Data to use:
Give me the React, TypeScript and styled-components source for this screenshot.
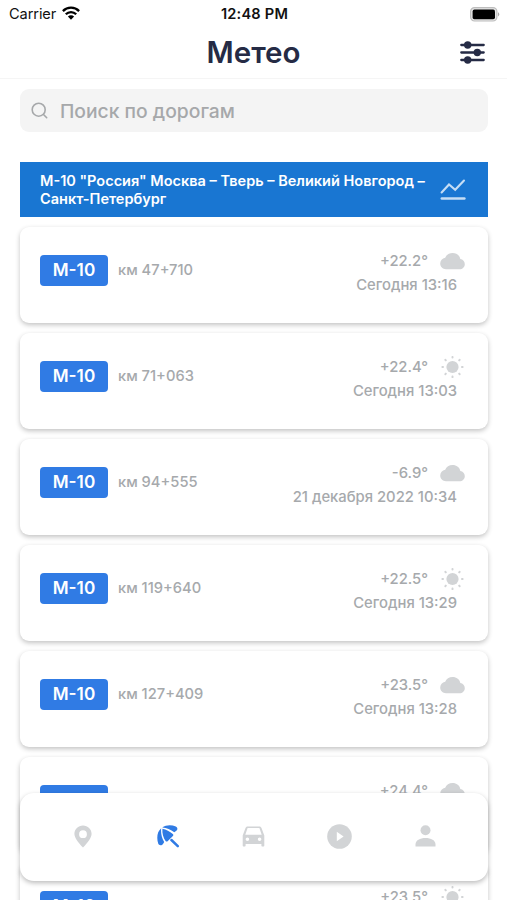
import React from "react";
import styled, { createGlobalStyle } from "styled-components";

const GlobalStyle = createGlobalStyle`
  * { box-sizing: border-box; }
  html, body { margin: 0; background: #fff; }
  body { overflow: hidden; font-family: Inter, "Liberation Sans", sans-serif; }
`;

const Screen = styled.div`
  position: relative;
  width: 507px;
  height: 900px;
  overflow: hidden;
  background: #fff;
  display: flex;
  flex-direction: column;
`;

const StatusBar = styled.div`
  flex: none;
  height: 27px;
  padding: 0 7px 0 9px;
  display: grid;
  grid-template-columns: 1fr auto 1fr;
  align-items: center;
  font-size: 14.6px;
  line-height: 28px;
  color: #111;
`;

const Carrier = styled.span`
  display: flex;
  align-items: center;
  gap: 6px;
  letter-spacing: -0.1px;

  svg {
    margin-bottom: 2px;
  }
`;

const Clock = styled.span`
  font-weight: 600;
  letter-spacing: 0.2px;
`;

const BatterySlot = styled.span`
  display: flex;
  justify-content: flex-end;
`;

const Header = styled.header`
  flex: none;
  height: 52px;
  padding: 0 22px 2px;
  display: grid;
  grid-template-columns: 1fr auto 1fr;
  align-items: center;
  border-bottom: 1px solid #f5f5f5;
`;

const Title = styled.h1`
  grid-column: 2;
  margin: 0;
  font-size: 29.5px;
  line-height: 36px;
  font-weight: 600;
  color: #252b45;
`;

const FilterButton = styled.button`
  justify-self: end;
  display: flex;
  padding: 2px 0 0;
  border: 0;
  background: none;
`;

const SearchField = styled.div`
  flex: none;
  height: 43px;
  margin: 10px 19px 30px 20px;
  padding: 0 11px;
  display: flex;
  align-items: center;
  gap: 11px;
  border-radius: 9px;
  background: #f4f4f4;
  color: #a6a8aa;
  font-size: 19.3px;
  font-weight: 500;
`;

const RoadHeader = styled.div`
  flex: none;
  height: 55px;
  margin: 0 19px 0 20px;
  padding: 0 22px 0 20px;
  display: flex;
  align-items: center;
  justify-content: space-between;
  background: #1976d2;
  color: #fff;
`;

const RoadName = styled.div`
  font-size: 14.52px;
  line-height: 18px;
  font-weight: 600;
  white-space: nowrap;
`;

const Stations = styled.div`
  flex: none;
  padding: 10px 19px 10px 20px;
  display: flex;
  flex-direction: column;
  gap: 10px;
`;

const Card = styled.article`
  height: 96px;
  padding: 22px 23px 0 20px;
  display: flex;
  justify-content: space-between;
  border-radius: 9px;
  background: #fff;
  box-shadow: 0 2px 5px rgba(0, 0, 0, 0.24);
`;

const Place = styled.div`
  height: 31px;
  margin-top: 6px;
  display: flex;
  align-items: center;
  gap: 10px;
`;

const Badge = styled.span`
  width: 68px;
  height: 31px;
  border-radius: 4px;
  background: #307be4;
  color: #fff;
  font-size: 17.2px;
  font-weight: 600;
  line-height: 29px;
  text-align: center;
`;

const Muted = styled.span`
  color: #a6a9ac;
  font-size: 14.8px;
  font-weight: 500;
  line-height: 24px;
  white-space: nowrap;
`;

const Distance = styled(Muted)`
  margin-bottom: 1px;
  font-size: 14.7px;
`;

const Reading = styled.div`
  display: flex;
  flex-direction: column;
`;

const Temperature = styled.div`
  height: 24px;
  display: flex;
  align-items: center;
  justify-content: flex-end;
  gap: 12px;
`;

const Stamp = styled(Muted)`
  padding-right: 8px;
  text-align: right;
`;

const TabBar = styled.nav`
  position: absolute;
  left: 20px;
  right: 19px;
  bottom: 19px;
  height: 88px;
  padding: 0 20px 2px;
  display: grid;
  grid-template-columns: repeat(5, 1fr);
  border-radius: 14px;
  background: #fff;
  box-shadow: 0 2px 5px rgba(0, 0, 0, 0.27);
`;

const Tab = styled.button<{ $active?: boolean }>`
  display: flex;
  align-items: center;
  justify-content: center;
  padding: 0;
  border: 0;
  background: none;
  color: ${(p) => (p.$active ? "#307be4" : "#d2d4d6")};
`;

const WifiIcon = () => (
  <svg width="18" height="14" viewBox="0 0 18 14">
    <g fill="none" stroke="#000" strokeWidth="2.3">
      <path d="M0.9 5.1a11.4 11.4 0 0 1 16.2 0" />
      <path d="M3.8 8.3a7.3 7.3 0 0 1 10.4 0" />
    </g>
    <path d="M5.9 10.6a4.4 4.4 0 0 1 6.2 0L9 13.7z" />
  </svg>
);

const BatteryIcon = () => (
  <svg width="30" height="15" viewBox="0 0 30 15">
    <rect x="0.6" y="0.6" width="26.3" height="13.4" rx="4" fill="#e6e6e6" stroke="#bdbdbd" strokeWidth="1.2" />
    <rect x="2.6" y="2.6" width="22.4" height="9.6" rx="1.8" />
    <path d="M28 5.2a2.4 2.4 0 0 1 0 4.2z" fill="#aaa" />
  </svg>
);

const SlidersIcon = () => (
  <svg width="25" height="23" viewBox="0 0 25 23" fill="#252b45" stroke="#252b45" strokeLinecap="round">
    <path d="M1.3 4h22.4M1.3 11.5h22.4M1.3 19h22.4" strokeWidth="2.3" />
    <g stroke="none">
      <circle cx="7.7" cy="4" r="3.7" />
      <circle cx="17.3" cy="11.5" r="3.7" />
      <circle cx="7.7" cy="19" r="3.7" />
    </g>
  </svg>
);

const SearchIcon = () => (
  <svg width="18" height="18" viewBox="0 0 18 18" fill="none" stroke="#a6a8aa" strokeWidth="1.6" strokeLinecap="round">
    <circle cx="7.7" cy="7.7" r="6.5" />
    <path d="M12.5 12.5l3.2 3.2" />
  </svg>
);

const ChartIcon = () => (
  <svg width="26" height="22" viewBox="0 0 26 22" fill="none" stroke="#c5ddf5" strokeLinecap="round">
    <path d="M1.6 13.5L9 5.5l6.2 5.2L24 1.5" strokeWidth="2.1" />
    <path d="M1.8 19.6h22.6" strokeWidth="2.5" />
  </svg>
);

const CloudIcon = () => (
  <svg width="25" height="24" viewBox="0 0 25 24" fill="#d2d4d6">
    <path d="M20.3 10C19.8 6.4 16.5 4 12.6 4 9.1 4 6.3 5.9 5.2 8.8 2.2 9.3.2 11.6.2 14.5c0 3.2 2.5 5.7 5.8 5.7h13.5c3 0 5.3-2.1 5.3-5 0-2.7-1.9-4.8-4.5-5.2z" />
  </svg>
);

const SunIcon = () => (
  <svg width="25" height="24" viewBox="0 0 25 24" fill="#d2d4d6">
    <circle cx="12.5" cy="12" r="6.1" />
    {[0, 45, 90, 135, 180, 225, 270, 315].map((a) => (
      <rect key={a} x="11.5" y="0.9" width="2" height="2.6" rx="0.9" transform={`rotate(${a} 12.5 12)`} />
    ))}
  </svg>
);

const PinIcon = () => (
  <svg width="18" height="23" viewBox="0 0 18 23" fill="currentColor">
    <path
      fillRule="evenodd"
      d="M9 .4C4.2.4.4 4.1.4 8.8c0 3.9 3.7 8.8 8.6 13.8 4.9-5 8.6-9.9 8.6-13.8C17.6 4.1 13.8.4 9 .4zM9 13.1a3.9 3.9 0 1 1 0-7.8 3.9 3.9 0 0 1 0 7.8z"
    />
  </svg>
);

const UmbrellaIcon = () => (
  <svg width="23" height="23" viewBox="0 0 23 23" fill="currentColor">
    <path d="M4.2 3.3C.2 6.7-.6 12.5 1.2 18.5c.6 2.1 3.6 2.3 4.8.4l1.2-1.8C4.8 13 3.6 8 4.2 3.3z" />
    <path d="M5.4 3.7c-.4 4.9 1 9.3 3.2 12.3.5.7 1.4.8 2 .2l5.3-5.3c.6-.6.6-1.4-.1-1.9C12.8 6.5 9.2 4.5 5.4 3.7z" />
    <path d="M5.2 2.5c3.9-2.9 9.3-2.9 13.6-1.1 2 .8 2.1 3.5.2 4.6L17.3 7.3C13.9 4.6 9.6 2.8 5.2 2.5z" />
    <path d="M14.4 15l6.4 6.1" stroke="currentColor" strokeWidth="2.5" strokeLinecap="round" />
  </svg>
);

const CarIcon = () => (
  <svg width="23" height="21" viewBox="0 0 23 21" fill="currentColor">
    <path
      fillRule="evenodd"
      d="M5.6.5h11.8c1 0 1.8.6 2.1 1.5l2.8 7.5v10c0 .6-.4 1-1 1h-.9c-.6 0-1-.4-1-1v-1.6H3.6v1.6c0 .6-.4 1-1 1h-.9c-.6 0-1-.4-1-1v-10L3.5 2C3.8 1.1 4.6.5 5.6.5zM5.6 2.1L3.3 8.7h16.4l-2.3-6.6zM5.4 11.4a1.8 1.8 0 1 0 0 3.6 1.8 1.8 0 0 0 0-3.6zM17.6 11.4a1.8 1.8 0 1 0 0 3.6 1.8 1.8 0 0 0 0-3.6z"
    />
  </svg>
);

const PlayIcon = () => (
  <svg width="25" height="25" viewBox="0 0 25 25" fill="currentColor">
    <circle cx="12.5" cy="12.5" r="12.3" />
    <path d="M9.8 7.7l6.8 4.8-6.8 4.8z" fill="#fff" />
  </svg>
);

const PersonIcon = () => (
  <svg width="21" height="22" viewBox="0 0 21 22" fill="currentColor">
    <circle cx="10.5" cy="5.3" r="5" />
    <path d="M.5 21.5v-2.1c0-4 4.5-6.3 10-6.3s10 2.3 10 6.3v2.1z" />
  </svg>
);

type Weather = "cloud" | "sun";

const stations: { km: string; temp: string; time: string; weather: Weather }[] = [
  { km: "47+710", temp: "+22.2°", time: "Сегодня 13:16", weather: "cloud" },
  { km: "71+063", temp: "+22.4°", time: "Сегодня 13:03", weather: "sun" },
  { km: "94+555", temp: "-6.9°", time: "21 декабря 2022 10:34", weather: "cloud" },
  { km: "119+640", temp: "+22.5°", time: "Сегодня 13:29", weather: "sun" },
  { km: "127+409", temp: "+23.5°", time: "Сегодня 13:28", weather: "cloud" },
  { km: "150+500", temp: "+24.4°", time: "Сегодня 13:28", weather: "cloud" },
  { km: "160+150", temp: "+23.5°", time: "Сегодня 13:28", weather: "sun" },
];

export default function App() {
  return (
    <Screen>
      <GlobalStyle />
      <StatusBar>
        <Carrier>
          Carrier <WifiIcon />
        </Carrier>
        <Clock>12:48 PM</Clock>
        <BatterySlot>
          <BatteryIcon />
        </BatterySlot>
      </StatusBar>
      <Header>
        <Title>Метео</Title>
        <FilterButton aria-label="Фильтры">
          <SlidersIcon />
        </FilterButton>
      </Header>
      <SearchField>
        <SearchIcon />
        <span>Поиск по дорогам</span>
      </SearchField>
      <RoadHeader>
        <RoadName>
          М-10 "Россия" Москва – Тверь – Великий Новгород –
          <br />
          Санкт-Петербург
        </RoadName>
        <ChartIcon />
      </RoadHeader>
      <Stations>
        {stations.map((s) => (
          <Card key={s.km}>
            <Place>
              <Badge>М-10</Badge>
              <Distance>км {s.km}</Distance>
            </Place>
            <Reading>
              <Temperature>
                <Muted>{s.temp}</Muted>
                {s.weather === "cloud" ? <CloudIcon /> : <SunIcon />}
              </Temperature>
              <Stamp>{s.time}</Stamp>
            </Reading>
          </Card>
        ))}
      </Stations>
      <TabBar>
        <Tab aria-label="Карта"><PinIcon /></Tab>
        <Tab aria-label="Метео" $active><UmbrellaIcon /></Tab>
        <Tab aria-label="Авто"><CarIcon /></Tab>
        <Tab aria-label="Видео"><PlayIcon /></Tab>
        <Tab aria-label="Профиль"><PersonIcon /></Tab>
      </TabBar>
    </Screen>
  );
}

* * *

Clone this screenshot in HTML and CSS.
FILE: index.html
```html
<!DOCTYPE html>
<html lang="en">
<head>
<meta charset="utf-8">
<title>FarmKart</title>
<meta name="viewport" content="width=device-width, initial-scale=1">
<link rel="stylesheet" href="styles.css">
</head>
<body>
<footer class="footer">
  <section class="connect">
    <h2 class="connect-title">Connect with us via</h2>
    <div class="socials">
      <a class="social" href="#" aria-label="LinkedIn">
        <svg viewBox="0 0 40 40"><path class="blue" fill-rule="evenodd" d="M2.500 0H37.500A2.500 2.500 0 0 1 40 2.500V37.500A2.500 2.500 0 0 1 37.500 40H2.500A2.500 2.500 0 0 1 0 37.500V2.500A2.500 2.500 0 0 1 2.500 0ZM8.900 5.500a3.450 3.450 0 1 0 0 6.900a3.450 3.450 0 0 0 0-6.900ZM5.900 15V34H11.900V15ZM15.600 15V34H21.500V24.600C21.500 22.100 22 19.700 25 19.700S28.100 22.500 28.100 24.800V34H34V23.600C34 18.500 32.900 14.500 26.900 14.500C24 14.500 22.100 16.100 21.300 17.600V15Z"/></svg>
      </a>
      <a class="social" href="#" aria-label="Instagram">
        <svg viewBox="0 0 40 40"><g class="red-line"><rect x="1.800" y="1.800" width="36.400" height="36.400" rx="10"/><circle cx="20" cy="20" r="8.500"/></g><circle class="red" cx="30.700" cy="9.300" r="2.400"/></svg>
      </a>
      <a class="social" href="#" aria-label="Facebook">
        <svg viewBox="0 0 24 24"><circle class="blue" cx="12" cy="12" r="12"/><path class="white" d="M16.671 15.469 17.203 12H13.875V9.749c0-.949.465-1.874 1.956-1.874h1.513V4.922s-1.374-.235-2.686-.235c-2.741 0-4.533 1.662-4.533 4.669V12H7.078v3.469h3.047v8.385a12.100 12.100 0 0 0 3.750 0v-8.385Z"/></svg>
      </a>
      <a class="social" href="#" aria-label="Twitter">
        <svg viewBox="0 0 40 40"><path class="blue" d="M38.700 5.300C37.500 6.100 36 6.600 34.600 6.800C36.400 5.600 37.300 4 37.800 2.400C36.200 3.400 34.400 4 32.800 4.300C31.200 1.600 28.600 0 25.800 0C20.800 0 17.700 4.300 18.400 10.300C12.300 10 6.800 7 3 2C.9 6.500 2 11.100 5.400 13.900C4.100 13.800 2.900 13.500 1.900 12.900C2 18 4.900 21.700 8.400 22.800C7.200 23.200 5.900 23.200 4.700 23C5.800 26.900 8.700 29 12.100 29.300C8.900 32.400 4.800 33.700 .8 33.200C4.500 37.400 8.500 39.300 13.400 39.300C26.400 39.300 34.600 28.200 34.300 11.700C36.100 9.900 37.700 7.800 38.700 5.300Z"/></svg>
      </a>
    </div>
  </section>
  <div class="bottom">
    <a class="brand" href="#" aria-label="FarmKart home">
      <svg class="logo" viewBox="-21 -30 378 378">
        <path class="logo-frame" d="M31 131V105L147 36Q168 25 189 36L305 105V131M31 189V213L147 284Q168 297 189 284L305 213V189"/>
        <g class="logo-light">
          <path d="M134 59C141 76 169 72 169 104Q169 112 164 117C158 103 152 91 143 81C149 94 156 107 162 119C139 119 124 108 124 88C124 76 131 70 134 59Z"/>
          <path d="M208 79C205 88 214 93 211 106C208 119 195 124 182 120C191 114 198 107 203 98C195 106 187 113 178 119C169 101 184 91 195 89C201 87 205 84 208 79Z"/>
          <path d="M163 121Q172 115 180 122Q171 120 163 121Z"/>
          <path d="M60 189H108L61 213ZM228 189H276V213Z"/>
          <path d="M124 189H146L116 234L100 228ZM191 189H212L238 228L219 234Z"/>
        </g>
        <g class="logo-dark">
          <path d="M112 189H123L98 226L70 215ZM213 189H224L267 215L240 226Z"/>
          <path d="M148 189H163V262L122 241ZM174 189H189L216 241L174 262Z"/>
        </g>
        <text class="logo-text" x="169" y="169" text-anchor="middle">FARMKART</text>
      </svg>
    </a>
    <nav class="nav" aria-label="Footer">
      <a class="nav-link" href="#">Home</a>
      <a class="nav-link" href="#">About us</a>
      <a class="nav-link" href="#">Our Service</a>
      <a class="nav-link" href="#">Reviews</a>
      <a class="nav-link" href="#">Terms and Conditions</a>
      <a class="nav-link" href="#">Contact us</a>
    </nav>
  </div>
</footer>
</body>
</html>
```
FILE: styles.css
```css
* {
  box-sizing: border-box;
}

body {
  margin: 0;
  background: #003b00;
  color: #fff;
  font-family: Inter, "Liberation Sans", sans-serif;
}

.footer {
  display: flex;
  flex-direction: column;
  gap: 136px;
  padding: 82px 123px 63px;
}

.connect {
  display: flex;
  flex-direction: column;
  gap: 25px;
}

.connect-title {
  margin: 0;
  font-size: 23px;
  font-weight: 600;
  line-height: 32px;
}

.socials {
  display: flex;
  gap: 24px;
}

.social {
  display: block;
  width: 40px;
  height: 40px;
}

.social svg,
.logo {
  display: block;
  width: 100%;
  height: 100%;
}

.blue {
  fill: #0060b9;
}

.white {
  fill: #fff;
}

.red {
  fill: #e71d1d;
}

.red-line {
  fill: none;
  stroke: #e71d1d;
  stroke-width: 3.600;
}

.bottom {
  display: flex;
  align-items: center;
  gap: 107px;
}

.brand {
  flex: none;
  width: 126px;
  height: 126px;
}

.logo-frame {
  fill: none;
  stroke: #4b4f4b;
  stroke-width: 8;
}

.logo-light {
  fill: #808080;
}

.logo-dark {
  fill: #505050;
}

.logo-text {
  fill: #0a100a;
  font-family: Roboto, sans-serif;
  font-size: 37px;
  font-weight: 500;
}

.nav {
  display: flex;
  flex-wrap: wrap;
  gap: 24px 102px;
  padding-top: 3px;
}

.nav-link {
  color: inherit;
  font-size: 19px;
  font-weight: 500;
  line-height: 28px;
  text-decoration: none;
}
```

Task:
Both the line with "Give me the" and the line with "letter-spacing: -0.1px;" belong in the copy, along with every line between them; set them down exactly and skip the pictures.

Solution to the problem:
Give me the React, TypeScript and styled-components source for this screenshot.
import React from "react";
import styled, { createGlobalStyle } from "styled-components";

const GlobalStyle = createGlobalStyle`
  * { box-sizing: border-box; }
  html, body { margin: 0; background: #fff; }
  body { overflow: hidden; font-family: Inter, "Liberation Sans", sans-serif; }
`;

const Screen = styled.div`
  position: relative;
  width: 507px;
  height: 900px;
  overflow: hidden;
  background: #fff;
  display: flex;
  flex-direction: column;
`;

const StatusBar = styled.div`
  flex: none;
  height: 27px;
  padding: 0 7px 0 9px;
  display: grid;
  grid-template-columns: 1fr auto 1fr;
  align-items: center;
  font-size: 14.6px;
  line-height: 28px;
  color: #111;
`;

const Carrier = styled.span`
  display: flex;
  align-items: center;
  gap: 6px;
  letter-spacing: -0.1px;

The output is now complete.